:: Required task ::
Only the lines from the start of the data below through the line that contains "mehr. Ansonsten super';" are to be copied, exactly and without pictures.

Rows from a dataset of pages and code
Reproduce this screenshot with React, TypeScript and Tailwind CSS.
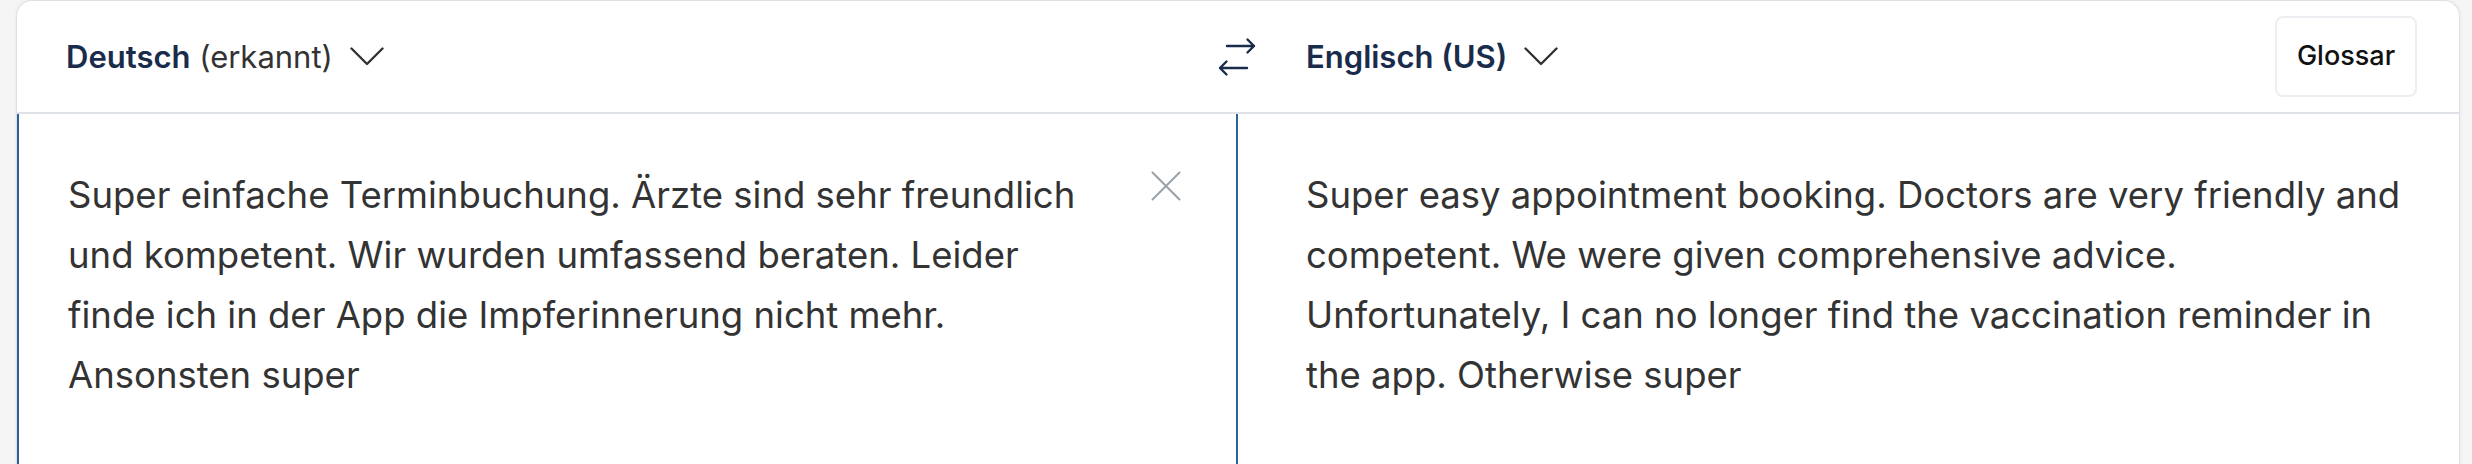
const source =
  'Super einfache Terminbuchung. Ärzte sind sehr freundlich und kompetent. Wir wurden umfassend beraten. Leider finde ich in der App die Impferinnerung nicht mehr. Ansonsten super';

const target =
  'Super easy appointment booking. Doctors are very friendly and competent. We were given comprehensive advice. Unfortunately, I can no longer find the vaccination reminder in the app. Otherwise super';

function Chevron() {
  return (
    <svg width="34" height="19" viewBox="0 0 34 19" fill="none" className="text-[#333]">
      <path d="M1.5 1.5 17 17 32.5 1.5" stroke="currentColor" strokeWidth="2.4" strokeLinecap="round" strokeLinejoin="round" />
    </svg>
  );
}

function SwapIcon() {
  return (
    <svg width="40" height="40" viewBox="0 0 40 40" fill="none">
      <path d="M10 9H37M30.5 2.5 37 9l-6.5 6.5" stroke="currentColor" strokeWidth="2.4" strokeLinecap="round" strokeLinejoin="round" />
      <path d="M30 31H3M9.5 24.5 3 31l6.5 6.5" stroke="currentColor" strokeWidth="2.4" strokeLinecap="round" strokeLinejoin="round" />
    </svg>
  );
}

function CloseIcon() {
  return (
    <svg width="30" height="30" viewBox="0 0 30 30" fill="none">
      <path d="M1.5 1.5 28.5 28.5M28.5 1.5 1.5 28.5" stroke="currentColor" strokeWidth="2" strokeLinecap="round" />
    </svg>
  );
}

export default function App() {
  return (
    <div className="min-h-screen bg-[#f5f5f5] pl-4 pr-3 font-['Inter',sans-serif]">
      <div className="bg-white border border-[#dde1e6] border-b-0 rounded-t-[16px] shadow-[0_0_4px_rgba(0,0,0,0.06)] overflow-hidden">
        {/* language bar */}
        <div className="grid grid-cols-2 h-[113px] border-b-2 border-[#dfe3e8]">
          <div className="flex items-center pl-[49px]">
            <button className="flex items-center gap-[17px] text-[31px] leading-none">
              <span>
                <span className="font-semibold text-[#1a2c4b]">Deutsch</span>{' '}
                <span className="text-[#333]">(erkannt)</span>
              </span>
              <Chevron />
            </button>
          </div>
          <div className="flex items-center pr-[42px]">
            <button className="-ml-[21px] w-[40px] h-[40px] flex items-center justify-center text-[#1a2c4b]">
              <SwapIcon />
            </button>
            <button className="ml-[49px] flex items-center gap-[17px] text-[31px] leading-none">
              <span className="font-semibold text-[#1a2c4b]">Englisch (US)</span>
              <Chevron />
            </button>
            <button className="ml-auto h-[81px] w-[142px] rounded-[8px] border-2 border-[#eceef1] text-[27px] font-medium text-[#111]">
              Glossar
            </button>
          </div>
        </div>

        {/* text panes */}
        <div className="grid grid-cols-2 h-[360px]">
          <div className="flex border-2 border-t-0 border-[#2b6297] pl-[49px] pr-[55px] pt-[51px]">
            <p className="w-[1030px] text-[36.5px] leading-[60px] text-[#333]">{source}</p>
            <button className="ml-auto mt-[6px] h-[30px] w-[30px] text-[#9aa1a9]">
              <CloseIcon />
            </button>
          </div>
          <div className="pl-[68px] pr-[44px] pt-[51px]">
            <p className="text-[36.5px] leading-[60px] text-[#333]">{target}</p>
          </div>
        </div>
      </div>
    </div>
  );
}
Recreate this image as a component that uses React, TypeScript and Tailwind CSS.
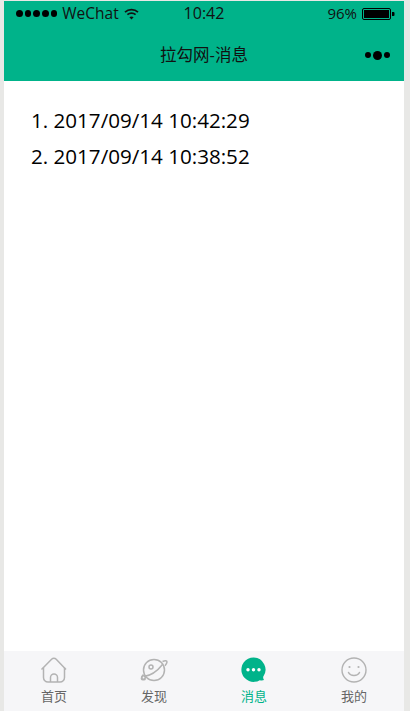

:: Result ::
Reproduce this screenshot with React, TypeScript and Tailwind CSS.
const source =
  'Super einfache Terminbuchung. Ärzte sind sehr freundlich und kompetent. Wir wurden umfassend beraten. Leider finde ich in der App die Impferinnerung nicht mehr. Ansonsten super';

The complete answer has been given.